Located in the middle of Germany near the town of Nordhausen, about 35 miles from the infamous Buchenwald concentration camp, the Dora labor camp (later Mittelbau-Dora) became the primary center for the manufacture of V-1 and V-2 rockets after Allied bombing raids struck Peenemünde in August 1943. The bombers did not cause extensive damage, but Peenemünde’s work was not a secret and it was vulnerable to further attack. Production and assembly of the rockets was taken over by the dreaded SS, which decided to relocate rocket production to underground factories built and manned by slave laborers from concentration camps. In late August 1943, the SS established a sub-camp of Buchenwald in an underground fuel storage facility at Kohnstein. A series of tunnels, originally excavated in the mountain for a gypsum mine, bec
ame the basis for a massive underground factory known as the Mittelwerk.
While scientific research and testing continued under von Braun at Peenemünde, the underground camp and complex were being hacked out of rock to serve as the primary production facilities for both the V-1 and V-2 rockets. From late August 1943 through to the end of the year, prisoners from Buchenwald lived in the tunnels, drilling, blasting and hauling rock in grueling twelve-hour shifts in the midst of incessant noise, dark and damp conditions that killed thousands. Jean Michel, a French resistance leader arrested by the Gestapo, who arrived at the Dora complex on October 14, 1943, described his first day as “terrifying”:
The Kapos [prisoner bosses] and SS drive us on at an infernal speed, shouting and raining blows down on us, threatening us with execution, the demons! The noise bores into the brain and shears the nerves.

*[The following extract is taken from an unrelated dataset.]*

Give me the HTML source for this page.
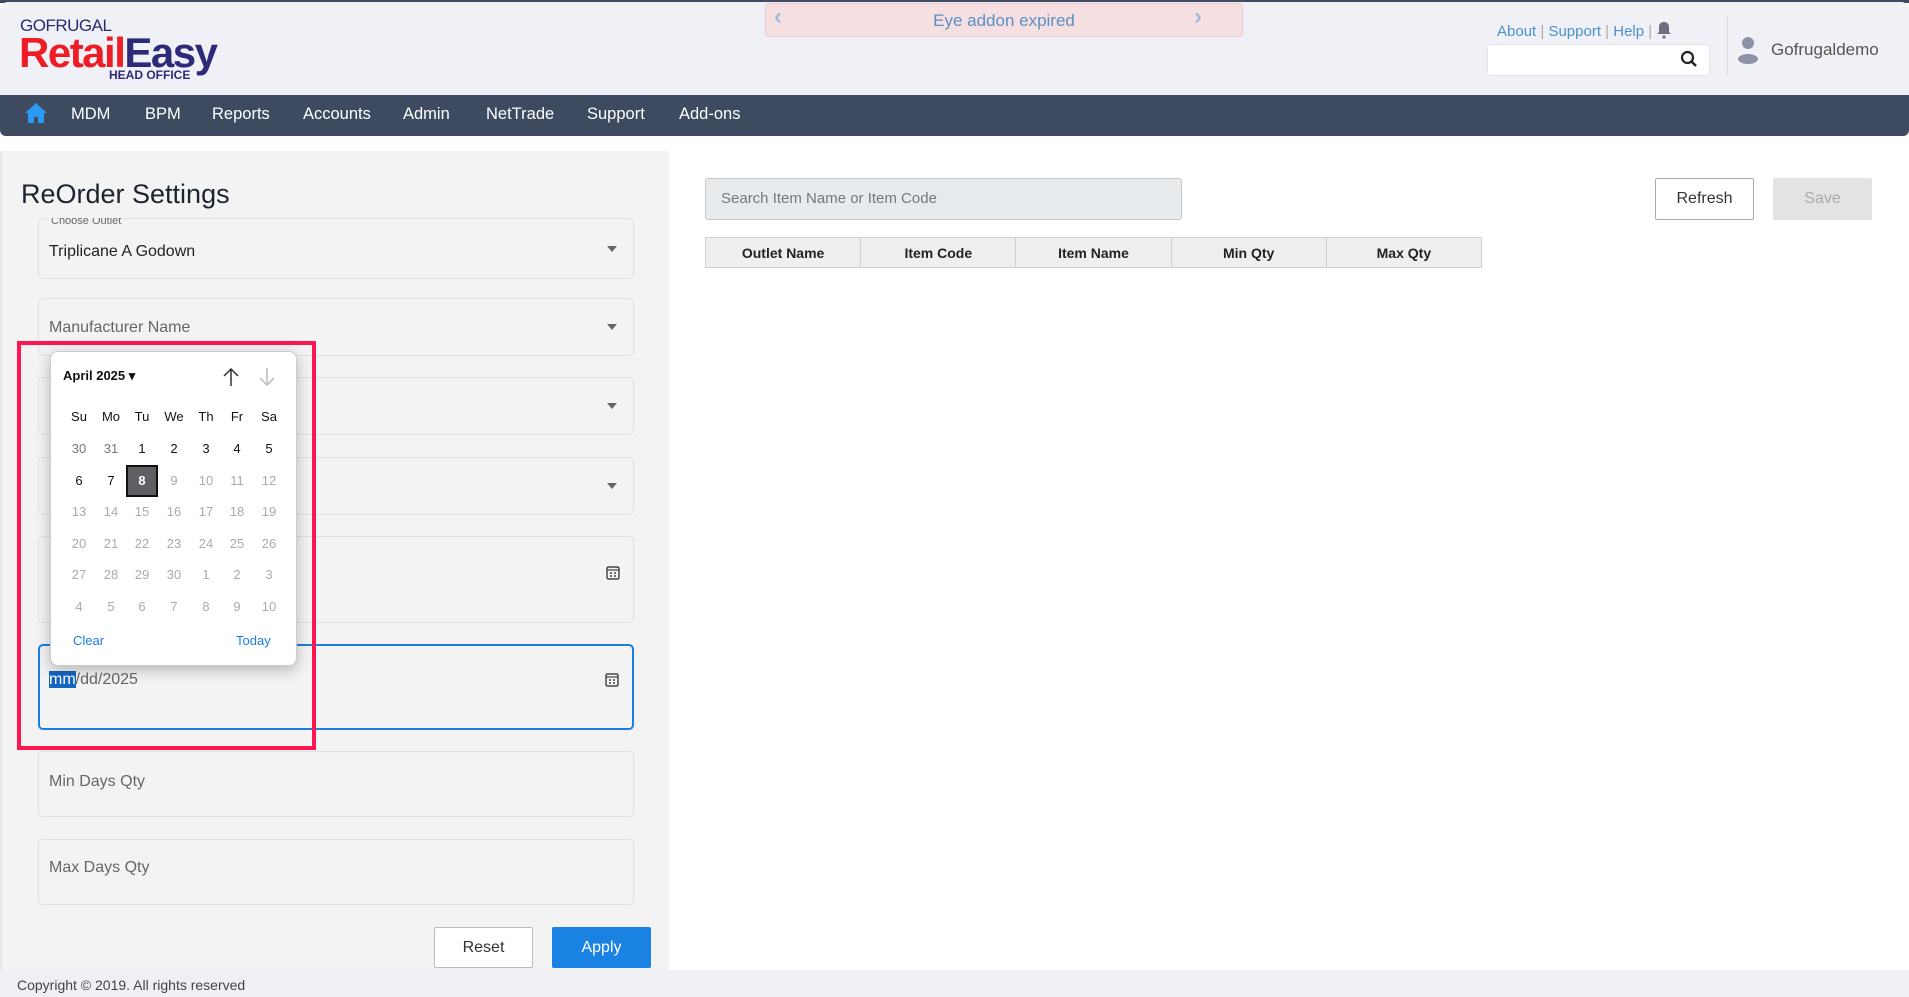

The demented rhythm lasts for fifteen hours. Arriving at the dormitory [in the tunnels]… we do not even try to reach the bunks. Drunk with exhaustion, we collapse onto the rocks, onto the ground. Behind, the Kapos press us on. Those behind trample over their comrades. Soon, over a thousand despairing men, at the limit of their existence and racked with thirst, lie there hoping for sleep which never comes; for the shouts of the guards, the noise of the machines, and explosions and the ringing of the bell reach them even there.
The prisoners worked twenty-four hours a day in alternating twelve-hour shifts. Tiers of wooden bunks in the dripping wet chambers served as their sleeping quarters, with oil drums cut in two serving as toilets. Very little water was available, save that which wept from the rocks and soaked everyone. Disease broke out and added to the death toll caused by overwork, falling rock and exhaustion. In such hellish conditions, the casualties were high. French historian Andre Sellier, himself a former inmate of the complex, documented the arrival of 17,535 inmates between August 1943 and April 1944. In that period, 5,882 either died and were cremated in the ovens at the complex or Buchenwald, or were “transported.” Those prisoners too ill or too injured to work were shipped to Bergen-Belsen and the Majdanek camps in “liquidation transports.” As new inmates kept arriving, the death toll grew higher. In all, some 26,500 died at Dora, according to Sellier’s research: 15,500 in the camp or on “transports,” and 11,000 at the end of the war, when the SS marched many survivors out of the camp and most of those unfortunates were killed.